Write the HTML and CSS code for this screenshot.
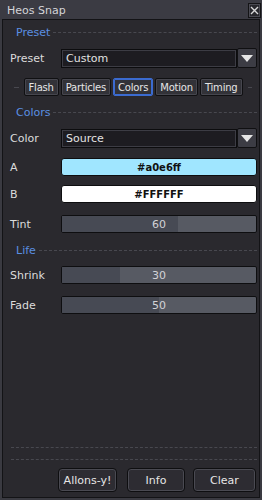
FILE: index.html
```html
<!DOCTYPE html>
<html lang="en">
<head>
    <meta charset="UTF-8">
    <title>Heos Snap</title>
    <link rel="stylesheet" href="styles.css">
</head>
<body>
    <div class="window">
        <div class="titlebar">
            <span class="title">Heos Snap</span>
            <span class="close-btn">
                <svg width="9" height="9" viewBox="0 0 9 9"><path d="M1 1L8 8M8 1L1 8" stroke="#d8d8d8" stroke-width="1.4" fill="none"/></svg>
            </span>
        </div>
        <div class="panel">
            <div class="section-head"><span>Preset</span></div>
            <div class="row row-drop">
                <label>Preset</label>
                <div class="dropdown"><span>Custom</span></div>
                <div class="drop-arrow"><svg width="12" height="7" viewBox="0 0 12 7"><path d="M0 0H12L6 7Z" fill="#e6e6e6"/></svg></div>
            </div>
            <div class="tabbar">
                <span class="dash"></span>
                <div class="tab">Flash</div>
                <div class="tab">Particles</div>
                <div class="tab active">Colors</div>
                <div class="tab">Motion</div>
                <div class="tab">Timing</div>
                <span class="dash"></span>
            </div>

            <div class="section-head head-colors"><span>Colors</span></div>
            <div class="row row-drop">
                <label>Color</label>
                <div class="dropdown"><span>Source</span></div>
                <div class="drop-arrow"><svg width="12" height="7" viewBox="0 0 12 7"><path d="M0 0H12L6 7Z" fill="#e6e6e6"/></svg></div>
            </div>
            <div class="row row-a">
                <label>A</label>
                <div class="swatch swatch-a">#a0e6ff</div>
            </div>
            <div class="row row-b">
                <label>B</label>
                <div class="swatch swatch-b">#FFFFFF</div>
            </div>
            <div class="row row-tint">
                <label>Tint</label>
                <div class="slider"><div class="fill" style="width: 60%"></div><span>60</span></div>
            </div>

            <div class="section-head head-life"><span>Life</span></div>
            <div class="row row-shrink">
                <label>Shrink</label>
                <div class="slider"><div class="fill" style="width: 30%"></div><span>30</span></div>
            </div>
            <div class="row row-fade">
                <label>Fade</label>
                <div class="slider"><div class="fill" style="width: 50%"></div><span>50</span></div>
            </div>

            <div class="spacer"></div>
            <div class="rule"></div>
            <div class="rule"></div>
            <div class="footer">
                <div class="btn btn-go">Allons-y!</div>
                <div class="btn btn-info">Info</div>
                <div class="btn btn-clear">Clear</div>
            </div>
        </div>
    </div>
</body>
</html>
```

FILE: styles.css
```css
body {
    margin: 0;
    background: #3a3a41;
    font-family: 'DejaVu Sans', 'Liberation Sans', sans-serif;
    font-size: 11px;
    color: #dcdcdc;
}
.window {
    width: 262px;
    height: 500px;
    display: flex;
    flex-direction: column;
    box-sizing: border-box;
}
.titlebar {
    height: 19px;
    flex: none;
    display: flex;
    align-items: center;
    padding-left: 7px;
    background: #3b3b43;
    box-sizing: border-box;
}
.title {
    flex: 1;
    color: #d4d4d8;
    font-size: 11px;
    margin-top: 1px;
}
.close-btn {
    width: 11px;
    height: 13px;
    margin-right: 1px;
    margin-top: 2px;
    background: #27272c;
    border: 1px solid #141416;
    box-shadow: inset 0 0 0 1px #4a4a52;
    display: flex;
    align-items: center;
    justify-content: center;
}

/* main panel */
.panel {
    flex: 1;
    display: flex;
    flex-direction: column;
    margin: 0 2px 2px 2px;
    border: 1px solid #131316;
    background: #2a292e;
    padding: 0 2px 0 1px;
}
.section-head {
    height: 14px;
    margin-top: 5px;
    display: flex;
    align-items: center;
    padding-left: 12px;
    color: #5b8fe2;
    font-size: 11px;
}
.section-head::after {
    content: "";
    flex: 1;
    border-top: 1px dashed #48484f;
    margin-left: 3px;
}
.head-colors { margin-top: 9px; }
.head-life { margin-top: 10px; }
.row {
    display: flex;
    align-items: center;
    height: 18px;
    margin-top: 10px;
}
.row label {
    width: 57px;
    flex: none;
    padding-left: 6px;
    box-sizing: border-box;
}
.row-drop { height: 20px; margin-top: 9px; }
.row-a { margin-top: 10px; }
.row-b { margin-top: 9px; }
.row-tint { margin-top: 12px; }
.row-shrink { margin-top: 9px; }
.row-fade { margin-top: 12px; }

.dropdown {
    flex: 1;
    height: 19px;
    box-sizing: border-box;
    background: #1d1c21;
    border: 1px solid #0c0c0e;
    box-shadow: inset 0 0 0 1px #3c3c44;
    display: flex;
    align-items: center;
    padding-left: 4px;
    color: #e2e2e2;
}
.drop-arrow {
    width: 20px;
    height: 20px;
    flex: none;
    box-sizing: border-box;
    background: #3c3c44;
    border: 1px solid #101012;
    border-radius: 2px;
    display: flex;
    align-items: center;
    justify-content: center;
}

/* tabs */
.tabbar {
    display: flex;
    align-items: center;
    margin-top: 10px;
    gap: 2px;
    padding: 0 2px 0 7px;
}
.tabbar .dash {
    flex: 1;
    border-top: 1px dashed #48484f;
    margin: 0 3px;
}
.tab {
    height: 18px;
    box-sizing: border-box;
    padding: 0 4px;
    background: #323238;
    border: 1px solid #101012;
    box-shadow: inset 0 0 0 1px #46464e;
    border-radius: 2px;
    font-size: 10px;
    letter-spacing: -0.2px;
    color: #e6e6e6;
    display: flex;
    align-items: center;
}
.tab.active {
    border-color: #3b6bd0;
    box-shadow: inset 0 0 0 1px #3b6bd0;
}

/* colour swatches */
.swatch {
    flex: 1;
    height: 18px;
    box-sizing: border-box;
    border: 1px solid #0e0e10;
    border-radius: 3px;
    display: flex;
    align-items: center;
    justify-content: center;
    font-size: 10px;
    font-weight: bold;
    color: #111;
}
.swatch-a { background: #a0e6ff; }
.swatch-b { background: #ffffff; }

/* sliders */
.slider {
    flex: 1;
    height: 18px;
    position: relative;
    box-sizing: border-box;
    background: #575a63;
    border: 1px solid #0e0e10;
    border-radius: 2px;
    overflow: hidden;
    display: flex;
    align-items: center;
    justify-content: center;
}
.slider .fill {
    position: absolute;
    left: 0;
    top: 0;
    bottom: 0;
    background: #474a54;
}
.slider span {
    position: relative;
    color: #d2d2d6;
}

/* footer */
.spacer { flex: 1; }
.rule {
    border-top: 1px dashed #48484f;
    margin: 0 0 11px 7px;
}
.rule + .rule { margin-bottom: 8px; }
.footer {
    display: flex;
    justify-content: flex-end;
    margin-bottom: 5px;
    padding-right: 1px;
}
.btn {
    height: 24px;
    box-sizing: border-box;
    background: #2d2c32;
    border: 1px solid #0e0e10;
    box-shadow: inset 0 0 0 1px #4a4a52;
    border-radius: 4px;
    display: flex;
    align-items: center;
    justify-content: center;
    color: #e6e6e6;
}
.btn-go { width: 59px; }
.btn-info { width: 58px; margin-left: 10px; }
.btn-clear { width: 63px; margin-left: 8px; }
```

========

> Requirements
Pictures are to be left out; repeat all the remaining data exactly.

> Exercise output
Write the HTML and CSS code for this screenshot.
FILE: index.html
```html
<!DOCTYPE html>
<html lang="en">
<head>
    <meta charset="UTF-8">
    <title>Heos Snap</title>
    <link rel="stylesheet" href="styles.css">
</head>
<body>
    <div class="window">
        <div class="titlebar">
            <span class="title">Heos Snap</span>
            <span class="close-btn">
                <svg width="9" height="9" viewBox="0 0 9 9"><path d="M1 1L8 8M8 1L1 8" stroke="#d8d8d8" stroke-width="1.4" fill="none"/></svg>
            </span>
        </div>
        <div class="panel">
            <div class="section-head"><span>Preset</span></div>
            <div class="row row-drop">
                <label>Preset</label>
                <div class="dropdown"><span>Custom</span></div>
                <div class="drop-arrow"><svg width="12" height="7" viewBox="0 0 12 7"><path d="M0 0H12L6 7Z" fill="#e6e6e6"/></svg></div>
            </div>
            <div class="tabbar">
                <span class="dash"></span>
                <div class="tab">Flash</div>
                <div class="tab">Particles</div>
                <div class="tab active">Colors</div>
                <div class="tab">Motion</div>
                <div class="tab">Timing</div>
                <span class="dash"></span>
            </div>

            <div class="section-head head-colors"><span>Colors</span></div>
            <div class="row row-drop">
                <label>Color</label>
                <div class="dropdown"><span>Source</span></div>
                <div class="drop-arrow"><svg width="12" height="7" viewBox="0 0 12 7"><path d="M0 0H12L6 7Z" fill="#e6e6e6"/></svg></div>
            </div>
            <div class="row row-a">
                <label>A</label>
                <div class="swatch swatch-a">#a0e6ff</div>
            </div>
            <div class="row row-b">
                <label>B</label>
                <div class="swatch swatch-b">#FFFFFF</div>
            </div>
            <div class="row row-tint">
                <label>Tint</label>
                <div class="slider"><div class="fill" style="width: 60%"></div><span>60</span></div>
            </div>

            <div class="section-head head-life"><span>Life</span></div>
            <div class="row row-shrink">
                <label>Shrink</label>
                <div class="slider"><div class="fill" style="width: 30%"></div><span>30</span></div>
            </div>
            <div class="row row-fade">
                <label>Fade</label>
                <div class="slider"><div class="fill" style="width: 50%"></div><span>50</span></div>
            </div>

            <div class="spacer"></div>
            <div class="rule"></div>
            <div class="rule"></div>
            <div class="footer">
                <div class="btn btn-go">Allons-y!</div>
                <div class="btn btn-info">Info</div>
                <div class="btn btn-clear">Clear</div>
            </div>
        </div>
    </div>
</body>
</html>
```

FILE: styles.css
```css
body {
    margin: 0;
    background: #3a3a41;
    font-family: 'DejaVu Sans', 'Liberation Sans', sans-serif;
    font-size: 11px;
    color: #dcdcdc;
}
.window {
    width: 262px;
    height: 500px;
    display: flex;
    flex-direction: column;
    box-sizing: border-box;
}
.titlebar {
    height: 19px;
    flex: none;
    display: flex;
    align-items: center;
    padding-left: 7px;
    background: #3b3b43;
    box-sizing: border-box;
}
.title {
    flex: 1;
    color: #d4d4d8;
    font-size: 11px;
    margin-top: 1px;
}
.close-btn {
    width: 11px;
    height: 13px;
    margin-right: 1px;
    margin-top: 2px;
    background: #27272c;
    border: 1px solid #141416;
    box-shadow: inset 0 0 0 1px #4a4a52;
    display: flex;
    align-items: center;
    justify-content: center;
}

/* main panel */
.panel {
    flex: 1;
    display: flex;
    flex-direction: column;
    margin: 0 2px 2px 2px;
    border: 1px solid #131316;
    background: #2a292e;
    padding: 0 2px 0 1px;
}
.section-head {
    height: 14px;
    margin-top: 5px;
    display: flex;
    align-items: center;
    padding-left: 12px;
    color: #5b8fe2;
    font-size: 11px;
}
.section-head::after {
    content: "";
    flex: 1;
    border-top: 1px dashed #48484f;
    margin-left: 3px;
}
.head-colors { margin-top: 9px; }
.head-life { margin-top: 10px; }
.row {
    display: flex;
    align-items: center;
    height: 18px;
    margin-top: 10px;
}
.row label {
    width: 57px;
    flex: none;
    padding-left: 6px;
    box-sizing: border-box;
}
.row-drop { height: 20px; margin-top: 9px; }
.row-a { margin-top: 10px; }
.row-b { margin-top: 9px; }
.row-tint { margin-top: 12px; }
.row-shrink { margin-top: 9px; }
.row-fade { margin-top: 12px; }

.dropdown {
    flex: 1;
    height: 19px;
    box-sizing: border-box;
    background: #1d1c21;
    border: 1px solid #0c0c0e;
    box-shadow: inset 0 0 0 1px #3c3c44;
    display: flex;
    align-items: center;
    padding-left: 4px;
    color: #e2e2e2;
}
.drop-arrow {
    width: 20px;
    height: 20px;
    flex: none;
    box-sizing: border-box;
    background: #3c3c44;
    border: 1px solid #101012;
    border-radius: 2px;
    display: flex;
    align-items: center;
    justify-content: center;
}

/* tabs */
.tabbar {
    display: flex;
    align-items: center;
    margin-top: 10px;
    gap: 2px;
    padding: 0 2px 0 7px;
}
.tabbar .dash {
    flex: 1;
    border-top: 1px dashed #48484f;
    margin: 0 3px;
}
.tab {
    height: 18px;
    box-sizing: border-box;
    padding: 0 4px;
    background: #323238;
    border: 1px solid #101012;
    box-shadow: inset 0 0 0 1px #46464e;
    border-radius: 2px;
    font-size: 10px;
    letter-spacing: -0.2px;
    color: #e6e6e6;
    display: flex;
    align-items: center;
}
.tab.active {
    border-color: #3b6bd0;
    box-shadow: inset 0 0 0 1px #3b6bd0;
}

/* colour swatches */
.swatch {
    flex: 1;
    height: 18px;
    box-sizing: border-box;
    border: 1px solid #0e0e10;
    border-radius: 3px;
    display: flex;
    align-items: center;
    justify-content: center;
    font-size: 10px;
    font-weight: bold;
    color: #111;
}
.swatch-a { background: #a0e6ff; }
.swatch-b { background: #ffffff; }

/* sliders */
.slider {
    flex: 1;
    height: 18px;
    position: relative;
    box-sizing: border-box;
    background: #575a63;
    border: 1px solid #0e0e10;
    border-radius: 2px;
    overflow: hidden;
    display: flex;
    align-items: center;
    justify-content: center;
}
.slider .fill {
    position: absolute;
    left: 0;
    top: 0;
    bottom: 0;
    background: #474a54;
}
.slider span {
    position: relative;
    color: #d2d2d6;
}

/* footer */
.spacer { flex: 1; }
.rule {
    border-top: 1px dashed #48484f;
    margin: 0 0 11px 7px;
}
.rule + .rule { margin-bottom: 8px; }
.footer {
    display: flex;
    justify-content: flex-end;
    margin-bottom: 5px;
    padding-right: 1px;
}
.btn {
    height: 24px;
    box-sizing: border-box;
    background: #2d2c32;
    border: 1px solid #0e0e10;
    box-shadow: inset 0 0 0 1px #4a4a52;
    border-radius: 4px;
    display: flex;
    align-items: center;
    justify-content: center;
    color: #e6e6e6;
}
.btn-go { width: 59px; }
.btn-info { width: 58px; margin-left: 10px; }
.btn-clear { width: 63px; margin-left: 8px; }
```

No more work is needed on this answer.